Als ich die erste Kottan-Folge, „Hartlgasse 16a“, zum ersten Mal gesehen habe, habe ich schon in Wien gewohnt – sonst hätte ich es mir vielleicht nochmal anders überlegt. Der Mord ist eigentlich Nebenhandlung, im Zentrum steht die missgünstige Hausgemeinschaft, die drei Frauen, die täglich am Gang zusammen kommen, schenken einander nichts. Die Hausbesorgerin will der Frau Kucharik ihren Plumosus auf dem Fensterbrett nicht gönnen und lässt ihn zu den Colonia-Kübeln wandern.

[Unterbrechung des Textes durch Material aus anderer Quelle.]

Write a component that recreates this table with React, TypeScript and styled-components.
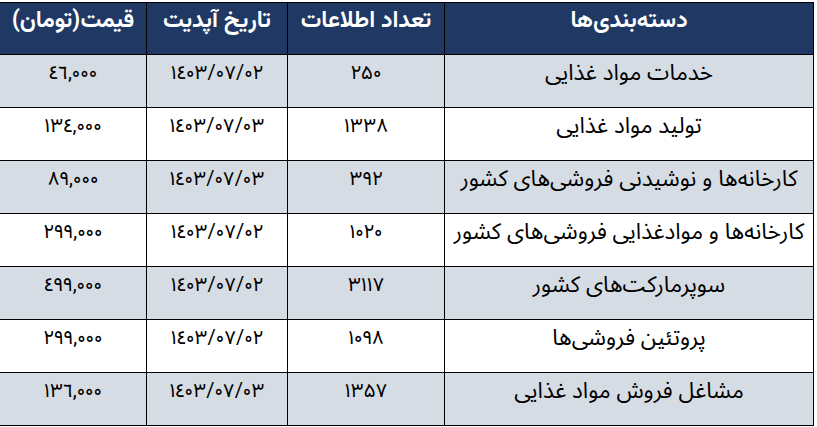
import React from 'react';
import styled, { createGlobalStyle } from 'styled-components';

const GlobalStyle = createGlobalStyle`
    html, body {
        margin: 0;
        padding: 0;
        background: #ffffff;
    }
    body {
        font-family: 'Noto Sans Arabic', 'DejaVu Sans', sans-serif;
    }
`;

const Page = styled.div`
    width: 817px;
    height: 427px;
    padding: 2px 3px 0 0;
    box-sizing: border-box;
    direction: rtl;
    overflow: hidden;
`;

const Table = styled.table`
    width: 814px;
    border-collapse: collapse;
    table-layout: fixed;
    color: #000000;
`;

const Col = styled.col<{ $w: number }>`
    width: ${({ $w }) => $w}px;
`;

const HeadCell = styled.th`
    height: 52px;
    padding: 0 4px;
    box-sizing: border-box;
    background: #203864;
    color: #ffffff;
    border: 1.5px solid #000000;
    font-family: 'Vazirmatn', 'Noto Sans Arabic', 'DejaVu Sans', sans-serif;
    font-size: 23px;
    line-height: 36px;
    font-weight: bold;
    text-align: center;
    vertical-align: top;
    white-space: nowrap;
`;

const Row = styled.tr<{ $shaded: boolean }>`
    background: ${({ $shaded }) => ($shaded ? '#d6dce4' : '#ffffff')};
`;

const Cell = styled.td`
    height: 53px;
    padding: 2px 4px 0;
    box-sizing: border-box;
    border: 1.5px solid #000000;
    font-family: 'Noto Sans Arabic', 'DejaVu Sans', sans-serif;
    font-size: 22.5px;
    line-height: 32px;
    text-align: center;
    vertical-align: top;
    white-space: nowrap;
`;

const NumCell = styled(Cell)`
    padding-top: 3px;
    direction: ltr;
    font-family: 'Vazirmatn', 'Noto Sans Arabic', 'DejaVu Sans', sans-serif;
    font-size: 20px;
`;

type Item = {
    title: string;
    count: string;
    date: string;
    price: string;
};

const items: Item[] = [
    { title: 'خدمات مواد غذایی', count: '۲۵۰', date: '۱٤۰۳/۰۷/۰۲', price: '٤٦,۰۰۰' },
    { title: 'تولید مواد غذایی', count: '۱۳۳۸', date: '۱٤۰۳/۰۷/۰۳', price: '۱۳٤,۰۰۰' },
    { title: 'کارخانه‌ها و نوشیدنی فروشی‌های کشور', count: '۳۹۲', date: '۱٤۰۳/۰۷/۰۳', price: '۸۹,۰۰۰' },
    { title: 'کارخانه‌ها و موادغذایی فروشی‌های کشور', count: '۱۰۲۰', date: '۱٤۰۳/۰۷/۰۲', price: '۲۹۹,۰۰۰' },
    { title: 'سوپرمارکت‌های کشور', count: '۳۱۱۷', date: '۱٤۰۳/۰۷/۰۲', price: '٤۹۹,۰۰۰' },
    { title: 'پروتئین فروشی‌ها', count: '۱۰۹۸', date: '۱٤۰۳/۰۷/۰۲', price: '۲۹۹,۰۰۰' },
    { title: 'مشاغل فروش مواد غذایی', count: '۱۳۵۷', date: '۱٤۰۳/۰۷/۰۳', price: '۱۳٦,۰۰۰' },
];

const App: React.FC = () => (
    <>
        <GlobalStyle />
        <Page>
            <Table>
                <colgroup>
                    <Col $w={369} />
                    <Col $w={157} />
                    <Col $w={141} />
                    <Col $w={147} />
                </colgroup>
                <thead>
                    <tr>
                        <HeadCell>دسته‌بندی‌ها</HeadCell>
                        <HeadCell>تعداد اطلاعات</HeadCell>
                        <HeadCell>تاریخ آپدیت</HeadCell>
                        <HeadCell>قیمت(تومان)</HeadCell>
                    </tr>
                </thead>
                <tbody>
                    {items.map((item, i) => (
                        <Row key={item.title} $shaded={i % 2 === 0}>
                            <Cell>{item.title}</Cell>
                            <NumCell>{item.count}</NumCell>
                            <NumCell>{item.date}</NumCell>
                            <NumCell>{item.price}</NumCell>
                        </Row>
                    ))}
                </tbody>
            </Table>
        </Page>
    </>
);

export default App;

Ich stelle mir vor, man würde einen Krimi in meinem eigenen Wohnhaus ansiedeln. Die Hartlgasse der fiktiven 70er Jahre ist freilich nur bedingt vergleichbar mit meinem behüteten Haus in der Wiener Innenstadt. Schrullige Charaktere und zwischen den Stockwerken herumwandernde Blumentöpfe gäbe es schon, Konflikte werden aber lieber über Zettel als verbal im Hausflur ausgetragen.
Auch den einen oder anderen Kriminalfall hätte es gegeben: Über Jahre hinweg hat jemand Woche um Woche die Ventilkappen aller am Gang abgestellten Fahrräder gestohlen. Was der_die Ventilkappendieb_in nicht geschafft hat, gelang der Hausverwaltung mit träge-beharrlichen Räumungsdrohungen per Aushang im Stiegenhaus irgendwann dann doch: Die Fahrräder wurden hinaus in Schnee und Regen auf die Straße verbannt und sind seither dem ständigen Kampf mit Vespas und Elektrorollern um die spärlichen Plätze am Fahrradbügel ausgeliefert.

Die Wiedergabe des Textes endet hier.